---
title: "Isthmus L2 Execution Engine"
description: "Execution-engine changes introduced by the Isthmus upgrade — the L2ToL1MessagePasser storage root in the block header, deposit-request handling, BLS precompiles, and the new operator fee."
source: https://basehub.org/specifications/isthmus-exec-engine/
---
Isthmus reworks several execution-layer rules. The headline change is that the block header's `withdrawalsRoot` field now carries the storage root of the `L2ToL1MessagePasser` predeploy. The upgrade also adjusts deposit-request handling, adds BLS precompiles, and introduces a configurable operator fee.

## Timestamp Activation

Like every Base network upgrade, Isthmus turns on at a timestamp.
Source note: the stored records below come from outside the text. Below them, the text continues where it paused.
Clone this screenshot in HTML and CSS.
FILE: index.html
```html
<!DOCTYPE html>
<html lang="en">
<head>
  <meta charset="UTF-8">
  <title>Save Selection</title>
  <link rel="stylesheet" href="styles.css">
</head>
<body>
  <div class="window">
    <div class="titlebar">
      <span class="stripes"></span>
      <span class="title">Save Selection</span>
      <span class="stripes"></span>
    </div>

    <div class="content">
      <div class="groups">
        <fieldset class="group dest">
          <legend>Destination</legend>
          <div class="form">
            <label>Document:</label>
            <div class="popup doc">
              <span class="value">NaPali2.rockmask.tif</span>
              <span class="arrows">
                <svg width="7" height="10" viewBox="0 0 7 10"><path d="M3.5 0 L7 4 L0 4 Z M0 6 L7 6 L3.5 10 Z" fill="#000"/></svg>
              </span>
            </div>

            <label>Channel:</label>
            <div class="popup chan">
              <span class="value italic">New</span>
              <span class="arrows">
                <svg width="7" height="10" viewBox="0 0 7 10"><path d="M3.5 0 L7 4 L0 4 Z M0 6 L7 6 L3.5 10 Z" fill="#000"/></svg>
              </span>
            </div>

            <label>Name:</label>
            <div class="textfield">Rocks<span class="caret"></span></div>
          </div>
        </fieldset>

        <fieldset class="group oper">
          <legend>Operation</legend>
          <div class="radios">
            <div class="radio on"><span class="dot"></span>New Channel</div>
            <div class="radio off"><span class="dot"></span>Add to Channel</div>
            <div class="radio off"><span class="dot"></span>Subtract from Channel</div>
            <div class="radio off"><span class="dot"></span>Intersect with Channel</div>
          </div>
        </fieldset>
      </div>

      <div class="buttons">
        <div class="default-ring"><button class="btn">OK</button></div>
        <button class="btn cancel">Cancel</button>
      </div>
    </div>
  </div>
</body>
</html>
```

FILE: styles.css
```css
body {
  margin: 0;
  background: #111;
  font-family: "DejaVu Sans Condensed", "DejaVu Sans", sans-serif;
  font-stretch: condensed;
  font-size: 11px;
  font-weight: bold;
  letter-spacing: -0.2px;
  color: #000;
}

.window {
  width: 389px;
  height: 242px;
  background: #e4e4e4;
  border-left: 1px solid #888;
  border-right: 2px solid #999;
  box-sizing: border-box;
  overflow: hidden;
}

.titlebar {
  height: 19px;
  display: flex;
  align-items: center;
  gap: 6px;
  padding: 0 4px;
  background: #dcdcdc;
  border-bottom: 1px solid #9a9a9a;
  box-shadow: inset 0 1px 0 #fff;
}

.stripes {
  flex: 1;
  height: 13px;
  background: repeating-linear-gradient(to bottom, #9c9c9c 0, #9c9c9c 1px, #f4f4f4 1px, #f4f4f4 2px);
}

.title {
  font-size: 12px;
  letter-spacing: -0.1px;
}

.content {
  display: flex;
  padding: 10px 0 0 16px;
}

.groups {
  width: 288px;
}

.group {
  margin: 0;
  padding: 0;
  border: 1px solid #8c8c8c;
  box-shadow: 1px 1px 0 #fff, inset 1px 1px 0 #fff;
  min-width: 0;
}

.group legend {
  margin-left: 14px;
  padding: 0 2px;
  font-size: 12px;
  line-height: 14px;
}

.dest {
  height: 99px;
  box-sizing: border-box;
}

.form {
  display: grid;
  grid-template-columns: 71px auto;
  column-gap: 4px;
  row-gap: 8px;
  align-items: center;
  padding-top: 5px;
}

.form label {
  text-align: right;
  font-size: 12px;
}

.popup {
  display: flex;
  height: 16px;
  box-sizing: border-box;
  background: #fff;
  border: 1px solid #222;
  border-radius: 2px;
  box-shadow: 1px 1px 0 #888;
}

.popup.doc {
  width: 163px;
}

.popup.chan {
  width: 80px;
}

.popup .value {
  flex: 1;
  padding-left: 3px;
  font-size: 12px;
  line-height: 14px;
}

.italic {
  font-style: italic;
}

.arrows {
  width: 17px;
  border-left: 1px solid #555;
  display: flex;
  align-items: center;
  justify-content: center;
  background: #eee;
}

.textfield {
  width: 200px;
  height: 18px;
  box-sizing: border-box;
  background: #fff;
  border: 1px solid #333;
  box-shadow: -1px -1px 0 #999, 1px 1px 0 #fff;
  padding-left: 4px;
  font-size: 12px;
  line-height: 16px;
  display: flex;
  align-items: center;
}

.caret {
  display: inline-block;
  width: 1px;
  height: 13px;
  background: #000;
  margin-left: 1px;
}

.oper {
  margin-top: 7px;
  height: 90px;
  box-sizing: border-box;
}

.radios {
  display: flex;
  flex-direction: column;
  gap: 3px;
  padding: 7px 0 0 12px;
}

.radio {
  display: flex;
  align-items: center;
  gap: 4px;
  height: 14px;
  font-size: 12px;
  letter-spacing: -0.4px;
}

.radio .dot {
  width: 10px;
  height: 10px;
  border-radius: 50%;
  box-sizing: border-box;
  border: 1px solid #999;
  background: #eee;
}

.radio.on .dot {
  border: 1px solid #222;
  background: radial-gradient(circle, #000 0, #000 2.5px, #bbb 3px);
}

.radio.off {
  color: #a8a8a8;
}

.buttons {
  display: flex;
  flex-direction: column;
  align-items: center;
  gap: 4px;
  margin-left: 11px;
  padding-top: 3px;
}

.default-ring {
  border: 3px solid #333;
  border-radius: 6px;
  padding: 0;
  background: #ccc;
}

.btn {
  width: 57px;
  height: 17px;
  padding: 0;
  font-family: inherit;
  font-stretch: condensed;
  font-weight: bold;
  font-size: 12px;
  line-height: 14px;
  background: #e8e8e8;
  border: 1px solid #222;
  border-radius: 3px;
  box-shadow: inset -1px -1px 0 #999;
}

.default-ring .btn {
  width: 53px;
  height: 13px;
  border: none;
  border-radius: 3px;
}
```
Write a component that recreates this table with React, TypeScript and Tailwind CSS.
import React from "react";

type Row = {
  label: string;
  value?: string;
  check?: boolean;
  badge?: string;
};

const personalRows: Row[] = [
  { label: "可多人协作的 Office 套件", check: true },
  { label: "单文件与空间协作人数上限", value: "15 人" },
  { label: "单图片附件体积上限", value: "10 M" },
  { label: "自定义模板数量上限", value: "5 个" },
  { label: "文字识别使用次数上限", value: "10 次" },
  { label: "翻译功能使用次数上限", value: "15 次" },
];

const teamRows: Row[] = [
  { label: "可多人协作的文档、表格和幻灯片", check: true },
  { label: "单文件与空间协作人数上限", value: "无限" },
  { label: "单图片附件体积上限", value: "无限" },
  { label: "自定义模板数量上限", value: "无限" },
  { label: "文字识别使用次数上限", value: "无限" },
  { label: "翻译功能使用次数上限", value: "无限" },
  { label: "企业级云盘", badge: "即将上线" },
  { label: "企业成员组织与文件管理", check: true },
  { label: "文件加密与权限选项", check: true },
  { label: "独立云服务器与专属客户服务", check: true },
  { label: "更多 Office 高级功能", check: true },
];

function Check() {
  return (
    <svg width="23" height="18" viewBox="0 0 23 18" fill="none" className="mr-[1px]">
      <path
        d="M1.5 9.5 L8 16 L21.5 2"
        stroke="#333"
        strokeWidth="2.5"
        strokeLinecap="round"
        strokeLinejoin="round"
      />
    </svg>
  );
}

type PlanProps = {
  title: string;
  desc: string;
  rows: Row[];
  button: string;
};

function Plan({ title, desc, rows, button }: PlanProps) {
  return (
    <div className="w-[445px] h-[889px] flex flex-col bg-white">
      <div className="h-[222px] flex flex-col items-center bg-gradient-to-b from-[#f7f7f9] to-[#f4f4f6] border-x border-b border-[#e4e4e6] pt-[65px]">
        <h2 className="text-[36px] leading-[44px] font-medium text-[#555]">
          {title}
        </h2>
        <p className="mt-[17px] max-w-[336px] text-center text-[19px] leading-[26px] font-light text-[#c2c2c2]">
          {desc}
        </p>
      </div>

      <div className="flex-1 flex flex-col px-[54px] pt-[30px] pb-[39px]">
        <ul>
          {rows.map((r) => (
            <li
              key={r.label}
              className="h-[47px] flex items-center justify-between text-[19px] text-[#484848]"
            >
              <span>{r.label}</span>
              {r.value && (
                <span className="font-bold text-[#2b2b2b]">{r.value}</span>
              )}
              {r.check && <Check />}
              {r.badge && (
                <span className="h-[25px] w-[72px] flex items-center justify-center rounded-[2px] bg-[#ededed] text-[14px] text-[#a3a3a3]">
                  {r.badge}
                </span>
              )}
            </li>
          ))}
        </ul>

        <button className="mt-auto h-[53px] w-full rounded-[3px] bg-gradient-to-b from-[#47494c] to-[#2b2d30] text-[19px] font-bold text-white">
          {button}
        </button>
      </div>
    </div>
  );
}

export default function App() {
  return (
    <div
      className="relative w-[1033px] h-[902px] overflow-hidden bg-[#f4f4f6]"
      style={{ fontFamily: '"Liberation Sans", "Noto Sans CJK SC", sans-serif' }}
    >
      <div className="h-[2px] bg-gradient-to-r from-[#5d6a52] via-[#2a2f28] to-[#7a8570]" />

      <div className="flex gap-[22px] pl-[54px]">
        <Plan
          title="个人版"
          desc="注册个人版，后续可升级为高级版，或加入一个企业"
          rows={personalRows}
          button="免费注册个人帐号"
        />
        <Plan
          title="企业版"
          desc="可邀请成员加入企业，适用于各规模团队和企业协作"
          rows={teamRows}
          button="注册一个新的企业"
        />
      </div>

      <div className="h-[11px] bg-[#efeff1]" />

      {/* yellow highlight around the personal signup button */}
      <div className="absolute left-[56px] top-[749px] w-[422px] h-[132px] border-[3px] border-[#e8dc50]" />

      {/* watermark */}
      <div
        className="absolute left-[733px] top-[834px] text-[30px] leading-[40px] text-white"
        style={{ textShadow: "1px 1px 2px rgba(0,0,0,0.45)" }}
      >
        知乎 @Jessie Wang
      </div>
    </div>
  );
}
The new L2 block execution rules take effect once `L2 Timestamp >= activation time`.

## `L2ToL1MessagePasser` Storage Root in Header

From Isthmus activation onward, the L2 block header's `withdrawalsRoot` field holds the 32-byte `L2ToL1MessagePasser` account storage root, taken from the world state identified by the header's `stateRoot`. That root is the same value `eth_getProof` returns for the account at the given block number.

### Header Validity Rules

Before Isthmus activates:

- the L2 block header's `withdrawalsRoot` field must be:
  - `nil` if Canyon has not been activated.
  - `keccak256(rlp(empty_string_code))` if Canyon has been activated.
- the L2 block header's `requestsHash` field must be omitted.

After Isthmus activates, an L2 block header is valid if and only if:

1. The `withdrawalsRoot` field
   1. Is 32 bytes in length.
   1. Matches the `L2ToL1MessagePasser` account storage root, as committed to in the `storageRoot` within the block header
1. The `requestsHash` field is equal to `sha256('') = 0xe3b0c44298fc1c149afbf4c8996fb92427ae41e4649b934ca495991b7852b855`, indicating no requests in the block.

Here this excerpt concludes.